The collections of At-Termezi’s treatises are kept in the az-Zahiriyya library of Damascus and in Alexandria (Egypt); five manuscripts are in London, and some other books can be found in Leipzig and Istanbul. As the scholars believe, At-Termezi was well aware of the Buddhist, Christian and Manichean doctrines, and their influence can be traced in his treatises. At-Termezi won recognition of his contemporaries for his wide world outlook and profound knowledge, and so he got his nickname ‘the Sage of Termez’.  

At-Termezi was buried at the walls of the Termez citadel, and later a mausoleum constructed of baked bricks was built over the tomb. In the 11th century, the mausoleum walls were decorated with alabaster stucco carvings. Later a memorial mosque was built near the mausoleum. Its décor is dated back to the 12th century. In 1389, a new mausoleum was erected next to the old one and the most impressive edifice of the complex was constructed in 1405 – that was a two-portal khanaka (shelter for dervishes). Such architectural plan was quite an unusual phenomenon in Central Asia. Today, the mausoleum houses a small archeological museum, and its collection contains very rare and interesting exhibits shedding light on the everyday life of ancient people.
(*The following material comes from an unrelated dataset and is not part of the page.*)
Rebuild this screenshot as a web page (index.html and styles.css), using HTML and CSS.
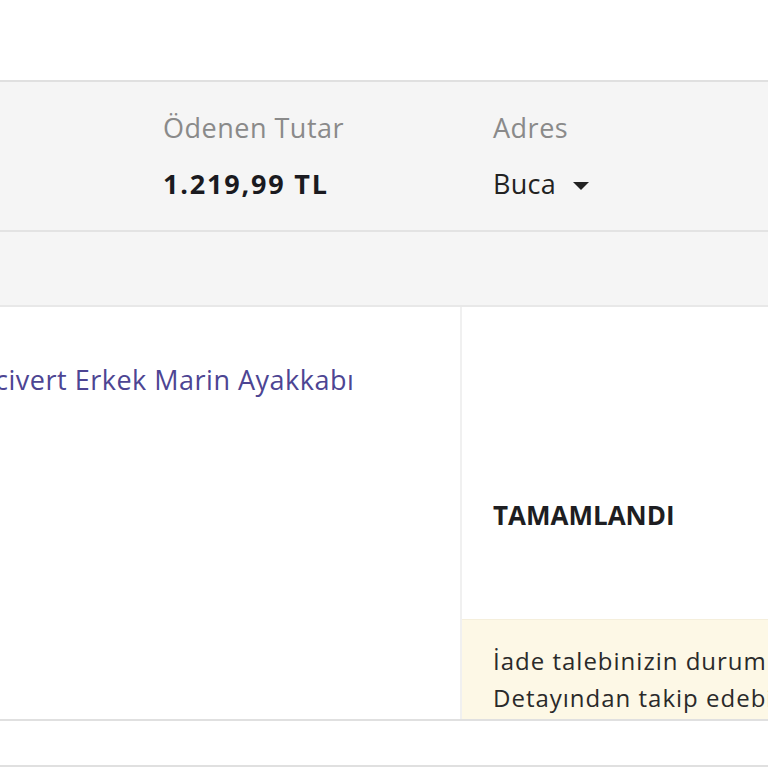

Below the mausoleum ground level, there is a memorial room with a white marble grave stone ‘sagana’. The gravestone can be considered a real masterpiece of the Timurid decorative stone carving art and calligraphy.     

The mausoleum can impress everybody with its unusual shape and décor – the black, gold and white colours are saturated with various magic signs and symbols. Visiting the place helps to appreciate and understand the correctness of the great Sufi’s words: the material is transient, the spiritual is eternal.